La baita brucia

All’inizio di febbraio il sindaco Lino Oldrini morì improvvisamente. Mentre Furia e i soci erano al cimitero di Giubiano per i funerali, il 4 febbraio 1964, videro un incendio sulla vetta. Partirono immediatamente, muniti di coperte, ma quando domarono le fiamme la baita era distrutta.

Due giorni dopo Camilla Zanzi, direttrice del Parco convocava tutti i soci a mobilitarsi per la pulizia antincendio del bosco nell’area del Parco Riserva Integrale “Leopoldo e Maria Zambeletti”.
Al sindaco Oldrini succedette Mario Ossola, medico tisiologo e assessore comunale delle finanze, poco incline all’azione di Furia. Fu in carica fino al 1977.

Domenica 8 marzo 1964, ore 15-17, colloquio con il notaio Zanzi per sollecitare la stesura definitiva ed urgente (è più di un anno che deve essere fatta!) dell’atto di donazione Zambeletti.
Per diverse sere la casa del notaio fu sotto assedio e finalmente il 24 aprile Furia si recò in Comune per la firma dell’atto di donazione dell’area per la costruzione dell’osservatorio e del Parco Riserva Integrale. Intanto apprendeva che il comune di Luvinate aveva diffidato il comune di Varese a continuare i lavori di costruzione dell’osservatorio in quanto esso rientrava nei suoi confini e non era stata richiesta l’autorizzazione! La patata bollente fu scaricata su Furia, che però si ricordò che l’autorizzazione era già stata richiesta e concessa nel 1961.

Domenica 15 marzo 1964 visita del sig. Vita.

Chang Sai Vita

Domenica 12 aprile 1964, dalle 9 alle 19, pulizia del bosco e grande falò di ramaglie e rovi. Si continuò così per tutta la primavera.

Nel 1964, nel reparto TBC dell’ospedale di Varese diagnosticarono a Furia una metastasi ghiandolare. Fu ricoverato in una casa di cura a Loano e vi trascorse un mese e mezzo, lavorando al volume per la signora Sofia Zambeletti. Il vecchio medico della casa di cura, dopo una lunga visita, concluse che la diagnosi era errata e che si trattava di un problema artrosico – traumatico. Consigliò a Furia di mangiare molto e prendere un po’ di peso.

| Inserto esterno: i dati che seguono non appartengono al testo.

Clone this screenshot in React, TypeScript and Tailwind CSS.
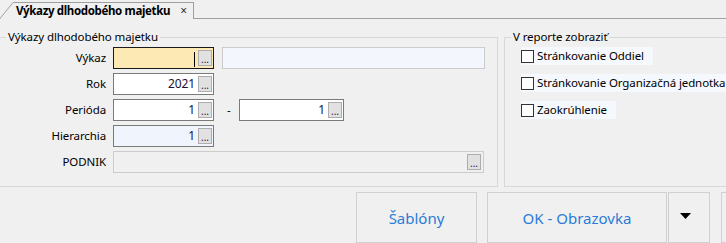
import React from 'react';

const Dots: React.FC = () => (
  <span className="flex h-[16px] w-[14px] shrink-0 items-end justify-center border border-[#adadad] bg-[#e1e1e1] pb-[1px] text-[10px] leading-[10px] tracking-normal text-[#1a1a4a]">
    ...
  </span>
);

type FieldProps = {
  value?: string;
  width: string;
  tone: string;
  cursor?: boolean;
};

const Field: React.FC<FieldProps> = ({ value, width, tone, cursor }) => (
  <div className={`flex h-[22px] shrink-0 items-center border pr-[1px] ${width} ${tone}`}>
    <span className="flex-1 pr-[3px] text-right text-[12px] text-[#1a1037]">
      {value}
      {cursor && <span className="inline-block h-[15px] w-px translate-y-[3px] bg-black" />}
    </span>
    <Dots />
  </div>
);

const Row: React.FC<{ label: string; children: React.ReactNode }> = ({ label, children }) => (
  <div className="flex h-[22px] items-center">
    <span className="w-[106px] shrink-0 text-right">{label}</span>
    <div className="ml-[7px] flex items-center">{children}</div>
  </div>
);

const Check: React.FC<{ label: string }> = ({ label }) => (
  <div className="flex h-[18px] items-center gap-[3px] whitespace-nowrap bg-[#f5f8fd] pr-[9px]">
    <span className="h-[13px] w-[13px] shrink-0 border border-[#333] bg-white" />
    <span>{label}</span>
  </div>
);

export default function App() {
  return (
    <div
      className="h-[243px] w-[726px] overflow-hidden bg-[#f0f0f0] text-[11.5px] leading-[16px] tracking-[-0.1px] text-black"
      style={{ fontFamily: '"Segoe UI", "Noto Sans", sans-serif' }}
    >
      {/* tab strip */}
      <div className="flex h-[19px] items-end border-b border-[#a0a0a0]">
        <svg width="13" height="17" className="-mb-px shrink-0">
          <polygon points="0,17 13,0 13,17" fill="#f0f0f0" />
          <line x1="0" y1="16.5" x2="13" y2="0.5" stroke="#9f9f9f" />
        </svg>
        <div className="-mb-px flex h-[17px] items-center border-t border-r border-[#9f9f9f] bg-[#f0f0f0] pl-[3px] pr-[6px]">
          <span className="text-[11.5px] font-bold tracking-[-0.35px]">Výkazy dlhodobého majetku</span>
          <span className="ml-[10px] text-[12px] text-[#333]">×</span>
        </div>
      </div>

      <div className="flex">
        <fieldset className="-ml-px mt-[10px] h-[158px] w-[499px] shrink-0 border border-[#d8d8d8]">
          <legend className="ml-[6px] px-[2px]">Výkazy dlhodobého majetku</legend>
          <div className="flex flex-col gap-[4px] pt-[2px]">
            <Row label="Výkaz">
              <Field width="w-[101px]" tone="border-[#1a1a1a] bg-[#fde9b3]" cursor />
              <div className="ml-[8px] h-[22px] w-[263px] shrink-0 border border-[#cccccc] bg-[#f3f7fd]" />
            </Row>
            <Row label="Rok">
              <Field value="2021" width="w-[101px]" tone="border-[#7a7a7a] bg-white" />
            </Row>
            <Row label="Perióda">
              <Field value="1" width="w-[101px]" tone="border-[#7a7a7a] bg-white" />
              <span className="ml-[13px] w-[12px]">-</span>
              <Field value="1" width="w-[105px]" tone="border-[#7a7a7a] bg-white" />
            </Row>
            <Row label="Hierarchia">
              <Field value="1" width="w-[101px]" tone="border-[#7a7a7a] bg-[#f0f5fd]" />
            </Row>
            <Row label="PODNIK">
              <Field width="w-[371px]" tone="border-[#cccccc] bg-[#f0f0f0] pr-[2px]" />
            </Row>
          </div>
        </fieldset>

        <fieldset className="ml-[6px] mt-[10px] h-[158px] w-[240px] shrink-0 border border-[#d8d8d8]">
          <legend className="ml-[6px] px-[2px]">V reporte zobraziť</legend>
          <div className="flex flex-col items-start gap-[9px] pl-[16px] pt-[2px]">
            <Check label="Stránkovanie Oddiel" />
            <Check label="Stránkovanie Organizačná jednotka" />
            <Check label="Zaokrúhlenie" />
          </div>
        </fieldset>
      </div>

      {/* buttons */}
      <div className="mt-[5px] flex text-[15px] tracking-normal text-[#2b7bd8]">
        <button className="ml-[356px] flex h-[51px] w-[121px] shrink-0 items-center justify-center border border-[#d0d0d0] bg-[#f0f0f0]">
          Šablóny
        </button>
        <button className="ml-[10px] flex h-[51px] w-[180px] shrink-0 items-center justify-center border border-[#d0d0d0] bg-[#f0f0f0]">
          OK - Obrazovka
        </button>
        <button className="ml-px flex h-[51px] w-[42px] shrink-0 items-center justify-center border border-[#d0d0d0] bg-[#f0f0f0] pr-[8px] pb-[3px]">
          <svg width="11" height="6">
            <polygon points="0,0 11,0 5.5,6" fill="#000" />
          </svg>
        </button>
        <button className="ml-[11px] h-[51px] w-[100px] shrink-0 border border-[#d0d0d0] bg-[#f0f0f0]" />
      </div>
    </div>
  );
}
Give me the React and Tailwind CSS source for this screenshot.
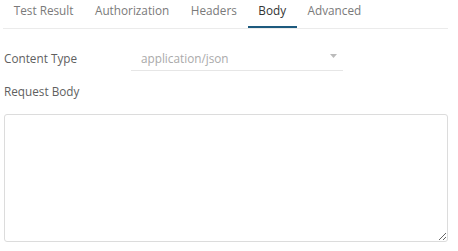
import { useState } from 'react'

const tabs = ['Test Result', 'Authorization', 'Headers', 'Body', 'Advanced']

export default function App() {
  const [active, setActive] = useState('Body')

  return (
    <div className="w-[458px] h-[251px] bg-white font-['Open_Sans',sans-serif] text-[11.75px] overflow-hidden">
      {/* Tabs */}
      <div className="mx-[3px] w-[445px] flex border-b border-[#ebebeb] h-[29px]">
        {tabs.map((t) => (
          <button
            key={t}
            onClick={() => setActive(t)}
            className={
              'h-[28px] pb-[5px] px-[10.75px] border-b-2 ' +
              (active === t ? 'text-[#333] border-[#1d5a7e]' : 'text-[#7a7a7a] border-transparent')
            }
          >
            {t}
          </button>
        ))}
      </div>

      {/* Content type */}
      <div className="flex items-center mt-[18px] pl-[4px] h-[24px]">
        <span className="w-[127px] text-[#5f5f5f]">Content Type</span>
        <div className="w-[212px] h-[24px] flex items-center justify-between border-b border-[#e6e6e6] pl-[10px] pr-[6px]">
          <span className="text-[#aaa]">application/json</span>
          <svg width="7" height="4" viewBox="0 0 7 4" className="-mt-[5px]">
            <path d="M0 0h7L3.5 4z" fill="#bbb" />
          </svg>
        </div>
      </div>

      <div className="pl-[4px] mt-[12px] text-[#5f5f5f]">Request Body</div>

      <textarea className="block mt-[13px] ml-[4px] w-[444px] h-[128px] border border-[#dcdcdc] rounded-[3px] resize outline-none" />
    </div>
  )
}
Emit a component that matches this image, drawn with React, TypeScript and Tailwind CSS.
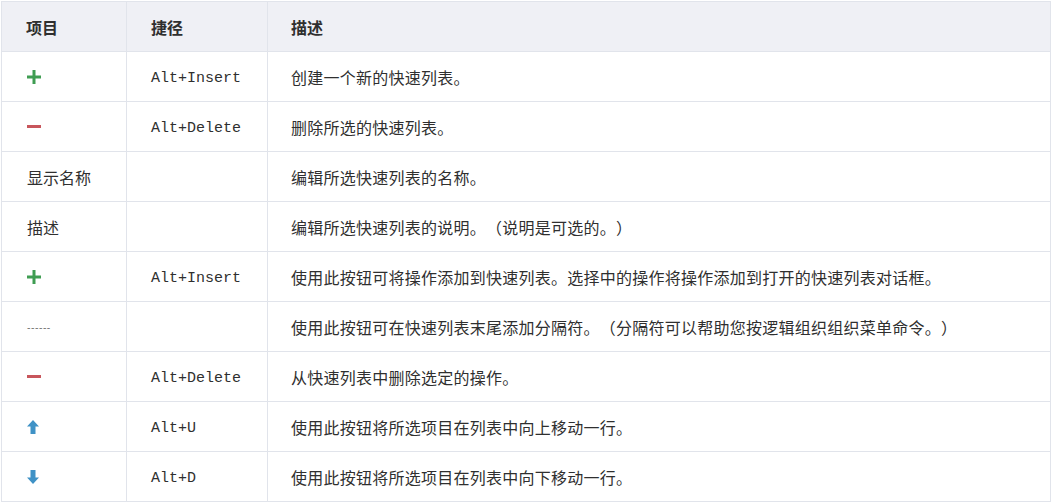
import React from "react";

type Row = { item: React.ReactNode; key?: string; desc: string };

const Plus = () => (
  <svg width="14" height="14" viewBox="0 0 14 14">
    <rect x="0" y="5.5" width="14" height="3" fill="#3f9d52" />
    <rect x="5.5" y="0" width="3" height="14" fill="#3f9d52" />
  </svg>
);

const Minus = () => (
  <svg width="14" height="3" viewBox="0 0 14 3">
    <rect x="0" y="0" width="14" height="3" fill="#c8565c" />
  </svg>
);

const Up = () => (
  <svg width="12" height="14" viewBox="0 0 12 14">
    <path d="M6 0 L12 6.5 L8.5 6.5 L8.5 14 L3.5 14 L3.5 6.5 L0 6.5 Z" fill="#3f92c6" />
  </svg>
);

const Down = () => (
  <svg width="12" height="14" viewBox="0 0 12 14">
    <path d="M6 14 L12 7.5 L8.5 7.5 L8.5 0 L3.5 0 L3.5 7.5 L0 7.5 Z" fill="#3f92c6" />
  </svg>
);

const ROWS: Row[] = [
  { item: <Plus />, key: "Alt+Insert", desc: "创建一个新的快速列表。" },
  { item: <Minus />, key: "Alt+Delete", desc: "删除所选的快速列表。" },
  { item: "显示名称", desc: "编辑所选快速列表的名称。" },
  { item: "描述", desc: "编辑所选快速列表的说明。（说明是可选的。）" },
  { item: <Plus />, key: "Alt+Insert", desc: "使用此按钮可将操作添加到快速列表。选择中的操作将操作添加到打开的快速列表对话框。" },
  {
    item: <span className="text-[10px] tracking-[0.5px] text-[#555]">------</span>,
    desc: "使用此按钮可在快速列表末尾添加分隔符。（分隔符可以帮助您按逻辑组织组织菜单命令。）",
  },
  { item: <Minus />, key: "Alt+Delete", desc: "从快速列表中删除选定的操作。" },
  { item: <Up />, key: "Alt+U", desc: "使用此按钮将所选项目在列表中向上移动一行。" },
  { item: <Down />, key: "Alt+D", desc: "使用此按钮将所选项目在列表中向下移动一行。" },
];

const cell = "flex items-center h-[50px] border-b border-r border-[#e1e4eb]";

export default function App() {
  return (
    <div
      className="bg-white w-[1052px] h-[504px] pt-px pl-px text-[16px] text-[#2f2f2f] [text-spacing-trim:space-all]"
      style={{ fontFamily: '"Noto Sans CJK SC", "Noto Sans", sans-serif' }}
    >
      <div className="w-[1050px] grid grid-cols-[125px_141px_1fr] border-l border-t border-[#e1e4eb]">
        <div className={`${cell} bg-[#eff0f5] pl-6 font-bold`}>项目</div>
        <div className={`${cell} bg-[#eff0f5] pl-6 font-bold`}>捷径</div>
        <div className={`${cell} bg-[#eff0f5] pl-[23px] font-bold`}>描述</div>
        {ROWS.map((r, i) => (
          <React.Fragment key={i}>
            <div className={`${cell} pl-[25px]`}>{r.item}</div>
            <div className={`${cell} pl-6 pt-[6px] font-['Liberation_Mono',monospace] text-[15px]`}>{r.key}</div>
            <div className={`${cell} pl-[23px] tracking-[0.25px]`}>{r.desc}</div>
          </React.Fragment>
        ))}
      </div>
    </div>
  );
}
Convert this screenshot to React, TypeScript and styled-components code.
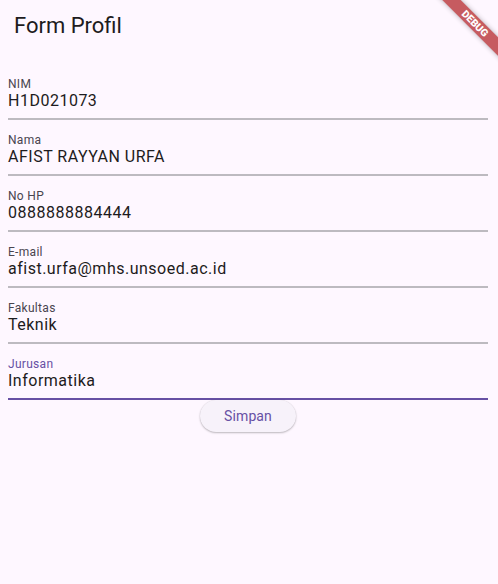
import React from "react";
import styled, { createGlobalStyle } from "styled-components";

const Global = createGlobalStyle`
  html, body { margin: 0; padding: 0; background: #fef7ff; }
  body { font-family: Roboto, "Noto Sans", sans-serif; color: #1d1b20; }
  * { box-sizing: border-box; }
`;

const Page = styled.div`
  position: relative;
  width: 498px;
  height: 584px;
  overflow: hidden;
  background: #fef7ff;
`;

const AppBar = styled.header`
  height: 56px;
  padding: 12px 0 0 14px;
`;

const Title = styled.h1`
  margin: 0;
  font-size: 22px;
  font-weight: 400;
  line-height: 28px;
  color: #1d1b20;
`;

const Form = styled.form`
  display: flex;
  flex-direction: column;
  align-items: stretch;
  padding: 8px 10px 0 8px;
`;

const Field = styled.div<{ $focused?: boolean }>`
  display: flex;
  flex-direction: column;
  height: 56px;
  padding-top: 14px;
  border-bottom: 2px solid ${(p) => (p.$focused ? "#6750a4" : "#bdbac0")};
`;

const Label = styled.label<{ $focused?: boolean }>`
  font-size: 12px;
  line-height: 12px;
  letter-spacing: 0.3px;
  color: ${(p) => (p.$focused ? "#6750a4" : "#49454f")};
`;

const Value = styled.div`
  margin-top: 1.5px;
  font-size: 16px;
  line-height: 18px;
  letter-spacing: 0.5px;
  color: #1d1b20;
`;

const ButtonRow = styled.div`
  display: flex;
  justify-content: center;
`;

const Button = styled.button`
  width: 96px;
  height: 32px;
  border: none;
  border-radius: 16px;
  background: #f7f2fa;
  color: #6750a4;
  font-family: Roboto, sans-serif;
  font-size: 14px;
  font-weight: 400;
  letter-spacing: 0.1px;
  box-shadow: 0 1px 2px rgba(0, 0, 0, 0.25), 0 0 1px rgba(0, 0, 0, 0.12);
  padding: 0;
`;

const Ribbon = styled.div`
  position: absolute;
  left: 425px;
  top: 17px;
  width: 100px;
  height: 13px;
  transform: rotate(45deg);
  background: rgba(176, 30, 34, 0.72);
  color: #fff;
  font-family: Roboto, sans-serif;
  font-weight: 900;
  font-size: 10.2px;
  line-height: 13px;
  text-align: center;
  box-shadow: 0 0 5px rgba(0, 0, 0, 0.3);
`;

const fields = [
  { label: "NIM", value: "H1D021073" },
  { label: "Nama", value: "AFIST RAYYAN URFA" },
  { label: "No HP", value: "0888888884444" },
  { label: "E-mail", value: "afist.urfa@mhs.unsoed.ac.id" },
  { label: "Fakultas", value: "Teknik" },
  { label: "Jurusan", value: "Informatika", focused: true },
];

export default function App() {
  return (
    <Page>
      <Global />
      <AppBar>
        <Title>Form Profil</Title>
      </AppBar>
      <Form onSubmit={(e) => e.preventDefault()}>
        {fields.map((f) => (
          <Field key={f.label} $focused={f.focused}>
            <Label $focused={f.focused}>{f.label}</Label>
            <Value>{f.value}</Value>
          </Field>
        ))}
        <ButtonRow>
          <Button type="submit">Simpan</Button>
        </ButtonRow>
      </Form>
      <Ribbon>DEBUG</Ribbon>
    </Page>
  );
}
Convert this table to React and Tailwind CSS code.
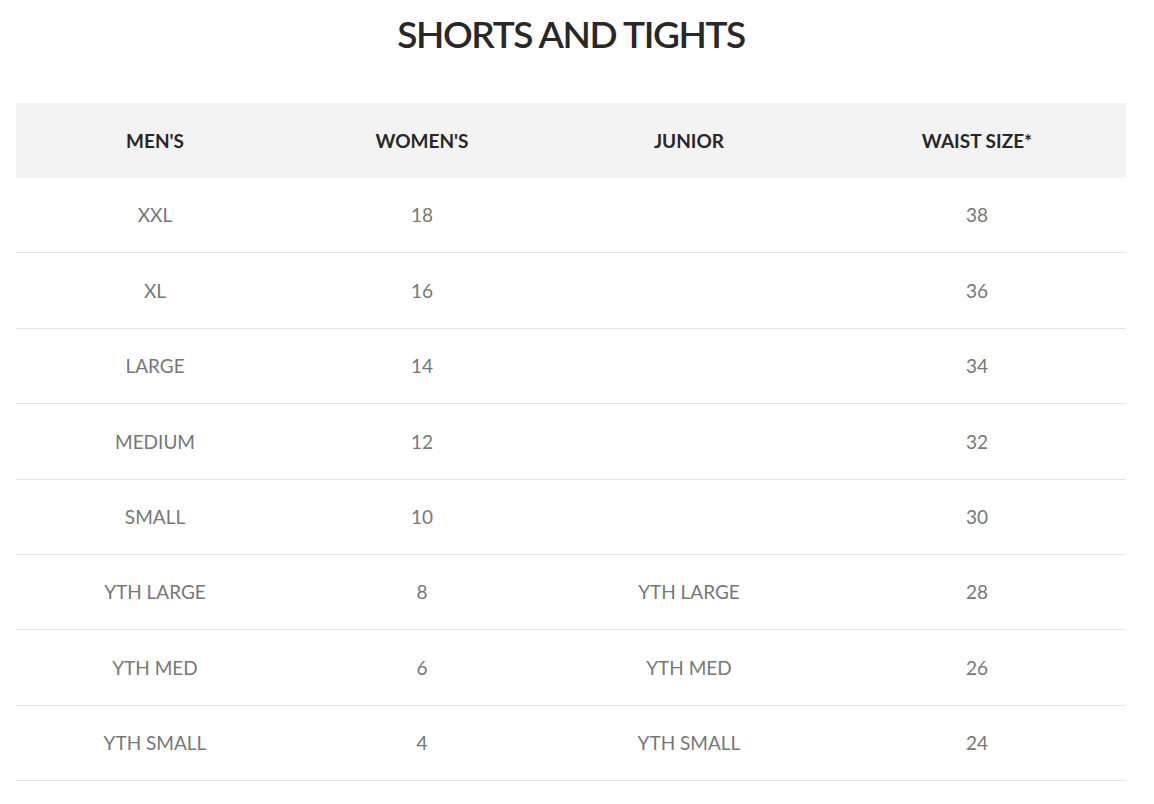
const rows = [
  ["XXL", "18", "", "38"],
  ["XL", "16", "", "36"],
  ["LARGE", "14", "", "34"],
  ["MEDIUM", "12", "", "32"],
  ["SMALL", "10", "", "30"],
  ["YTH LARGE", "8", "YTH LARGE", "28"],
  ["YTH MED", "6", "YTH MED", "26"],
  ["YTH SMALL", "4", "YTH SMALL", "24"],
];

const headers = ["MEN'S", "WOMEN'S", "JUNIOR", "WAIST SIZE*"];

export default function App() {
  return (
    <div className="min-h-screen bg-white px-4" style={{ fontFamily: "Lato, 'Open Sans', sans-serif" }}>
      <div className="w-[1110px]">
        <h1 className="pt-[12px] text-center text-[37px] font-semibold leading-[44px] tracking-[-1.4px] text-[#2a2727]">
          SHORTS AND TIGHTS
        </h1>
        <div className="mt-[47px]">
          <div className="grid h-[75px] grid-cols-[278px_256px_278px_298px] items-center bg-[#f3f3f3] text-[19px] font-bold text-[#2a2727]">
            {headers.map((h) => (
              <div key={h} className="pt-px text-center">{h}</div>
            ))}
          </div>
          {rows.map((r, i) => (
            <div
              key={i}
              className="grid h-[75.4px] grid-cols-[278px_256px_278px_298px] items-center border-b border-[#e4e4e4] text-[19px] text-[#777777]"
            >
              {r.map((c, j) => (
                <div key={j} className="pt-px text-center">{c}</div>
              ))}
            </div>
          ))}
        </div>
      </div>
    </div>
  );
}
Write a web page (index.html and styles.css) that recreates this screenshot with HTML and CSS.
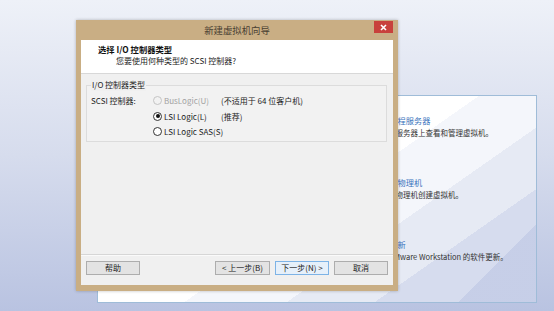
FILE: index.html
```html
<!DOCTYPE html>
<html lang="zh-CN">
<head>
    <meta charset="UTF-8">
    <title>新建虚拟机向导</title>
    <link rel="stylesheet" href="styles.css">
</head>
<body>
    <div class="desktop">
        <!-- home page behind the wizard -->
        <div class="home-window">
            <div class="home-list">
                <div class="home-item">
                    <div class="home-head">连接远程服务器</div>
                    <div class="home-desc">在远程服务器上查看和管理虚拟机。</div>
                </div>
                <div class="home-item">
                    <div class="home-head">虚拟化物理机</div>
                    <div class="home-desc">从一台物理机创建虚拟机。</div>
                </div>
                <div class="home-item">
                    <div class="home-head">软件更新</div>
                    <div class="home-desc">检查 VMware Workstation 的软件更新。</div>
                </div>
            </div>
        </div>

        <!-- wizard dialog -->
        <div class="dialog">
            <div class="titlebar">
                新建虚拟机向导
                <span class="close">
                    <svg width="7" height="7" viewBox="0 0 7 7"><path d="M1 1L6 6M6 1L1 6" stroke="#fff" stroke-width="1.6"/></svg>
                </span>
            </div>
            <div class="header">
                <div class="header-title">选择 I/O 控制器类型</div>
                <div class="header-sub">您要使用何种类型的 SCSI 控制器?</div>
            </div>
            <div class="body">
                <div class="group">
                    <span class="group-label">I/O 控制器类型</span>
                    <div class="grid">
                        <span class="field-label">SCSI 控制器:</span>
                        <span class="radio disabled"><span class="dot"></span>BusLogic(U)</span>
                        <span class="note">(不适用于 64 位客户机)</span>

                        <span></span>
                        <span class="radio checked"><span class="dot"></span>LSI Logic(L)</span>
                        <span class="note">(推荐)</span>

                        <span></span>
                        <span class="radio"><span class="dot"></span>LSI Logic SAS(S)</span>
                        <span></span>
                    </div>
                </div>
            </div>
            <div class="footer">
                <button class="btn help">帮助</button>
                <button class="btn back">&lt; 上一步(B)</button>
                <button class="btn primary">下一步(N) &gt;</button>
                <button class="btn">取消</button>
            </div>
        </div>
    </div>
</body>
</html>
```

FILE: styles.css
```css
body {
    margin: 0;
    font-family: "Noto Sans CJK SC", sans-serif;
    color: #222;
}
.desktop {
    position: relative;
    width: 554px;
    height: 311px;
    overflow: hidden;
    background: linear-gradient(to bottom, #eef1f8 0%, #d6dced 50%, #b9c3e1 100%);
}

/* background window */
.home-window {
    position: absolute;
    left: 97px;
    top: 95px;
    width: 440px;
    height: 208px;
    box-sizing: border-box;
    border: 1px solid #9fbcd8;
    background:
        linear-gradient(135deg, transparent 0%, transparent 88%, rgba(170, 182, 220, 0.35) 88%),
        linear-gradient(145deg, #ffffff 0%, #ffffff 52%, #f4f6fb 52%, #f4f6fb 66%, #e6eaf4 66%, #e6eaf4 78%, #d6dcee 78%, #d6dcee 100%);
}
.home-list {
    padding: 18px 0 0 275px;
}
.home-item {
    margin-bottom: 37px;
    white-space: nowrap;
}
.home-head {
    font-size: 8.2px;
    line-height: 12px;
    color: #3b74bd;
}
.home-desc {
    margin-top: 1px;
    font-size: 7.5px;
    line-height: 12px;
    color: #333;
}

/* dialog */
.dialog {
    position: absolute;
    left: 76px;
    top: 20px;
    width: 322px;
    height: 271px;
    box-sizing: border-box;
    padding: 0 5px 6px 5px;
    background: #c9ae84;
    display: flex;
    flex-direction: column;
    box-shadow: 0 0 3px rgba(0, 0, 0, 0.25);
}
.titlebar {
    position: relative;
    height: 20px;
    line-height: 20px;
    text-align: center;
    font-size: 9.4px;
    color: #4a4032;
}
.close {
    position: absolute;
    right: 0;
    top: 1px;
    width: 19px;
    height: 12px;
    background: #c8413c;
    display: flex;
    align-items: center;
    justify-content: center;
}
.header {
    height: 33px;
    background: #fff;
    padding-left: 17px;
    border-bottom: 1px solid #d8d8d8;
}
.header-title {
    padding-top: 3px;
    font-size: 8.3px;
    line-height: 12px;
    font-weight: bold;
    color: #111;
}
.header-sub {
    padding-left: 18px;
    font-size: 8px;
    line-height: 12px;
    color: #222;
}
.body {
    flex: 1;
    background: #f0f0f0;
    padding: 11px 6px 0 5px;
}
.group {
    position: relative;
    height: 55px;
    border: 1px solid #dcdcdc;
    background: #f2f2f2;
}
.group-label {
    position: absolute;
    left: 4px;
    top: -7px;
    padding: 0 1px;
    background: #f0f0f0;
    font-size: 8px;
    line-height: 12px;
    color: #222;
}
.grid {
    display: grid;
    grid-template-columns: 62px 68px auto;
    grid-auto-rows: 15.5px;
    padding: 7px 0 0 4px;
    font-size: 8px;
    color: #222;
    align-items: center;
}
.radio {
    display: flex;
    align-items: center;
    gap: 2px;
    white-space: nowrap;
}
.dot {
    flex-shrink: 0;
    width: 9px;
    height: 9px;
    box-sizing: border-box;
    border: 1px solid #333;
    border-radius: 50%;
    background: #fff;
    display: flex;
    align-items: center;
    justify-content: center;
}
.checked .dot::after {
    content: "";
    width: 4px;
    height: 4px;
    border-radius: 50%;
    background: #111;
}
.disabled {
    color: #a2a2a2;
}
.disabled .dot {
    border-color: #c4c4c4;
    background: #f2f2f2;
}
.note {
    white-space: nowrap;
}
.footer {
    height: 24px;
    background: #f0f0f0;
    border-top: 1px solid #d6d6d6;
    box-shadow: inset 0 1px 0 #fafafa;
    display: flex;
    align-items: flex-start;
    gap: 5px;
    padding: 6px 5px 0 5px;
}
.btn {
    width: 54px;
    height: 14px;
    padding: 0;
    border: 1px solid #adadad;
    background: #e3e3e3;
    font-family: "Noto Sans CJK SC", sans-serif;
    font-size: 8px;
    line-height: 12px;
    color: #222;
}
.help {
    margin-right: auto;
}
.back {
    width: 55px;
}
.primary {
    border-color: #7db3e6;
    background: #e6f0fa;
}
```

I lavori edili ripresero in maggio, quando gli operai disarmarono la parte bassa dell’osservatorio. Da tempo gli associati salivano per lavori di pulizia del bosco, i primi trapianti di flora, e per coadiuvare gli operai nel trasporto dei materiali e nella rimozione di macerie. La presenza dei volontari ebbe un effetto positivo sugli operai, che presero a cuore il lavoro di costruzione.
Per prevenire vandalismi o furti, ogni notte Furia pernottava nell’edificio, senza porte e finestre, in compagnia del suo grosso cane lupo Altair e, a turno, di qualche associato associati. Durante la sua prima salita, in motocicletta, Enrico Malnati allestì un telaio di listelli e tela di sacco per chiudere la finestra della stanzetta n.4 dove passavano la notte.

Che c’è lassù ?

Era il tardo pomeriggio del 28 maggio 1964, festa del Corpus Domini. Furia stava bruciando legna vicino al cantiere quando vide giungere dalla mulattiera una signora affannata; era ben vestita e indossava scarpe coi tacchi. Era la nuora di Giovanni Andrissi, e annunciava che l’astronomo desiderava vedere l’osservatorio, ma era malato e si era fermato al piazzale più in basso. Non aveva le forze per percorrere l’impervia mulattiera. Scesero subito incontro a lui, e Furia lo trovò molto sciupato in volto.

Andrissi chiese: Che c’è  lassù? Furia rispose: La specola, la prima parte della cittadella. Andrissi si illuminò di un debole sorriso, scosse la testa e salutò: Ce l’ha fatta! Sono contento, è il primo grande osservatorio popolare d’Italia. Tre giorni dopo Zagar telefonò per comunicare la morte del collega. Furia scese a Milano con Lucio Bossi per il funerale.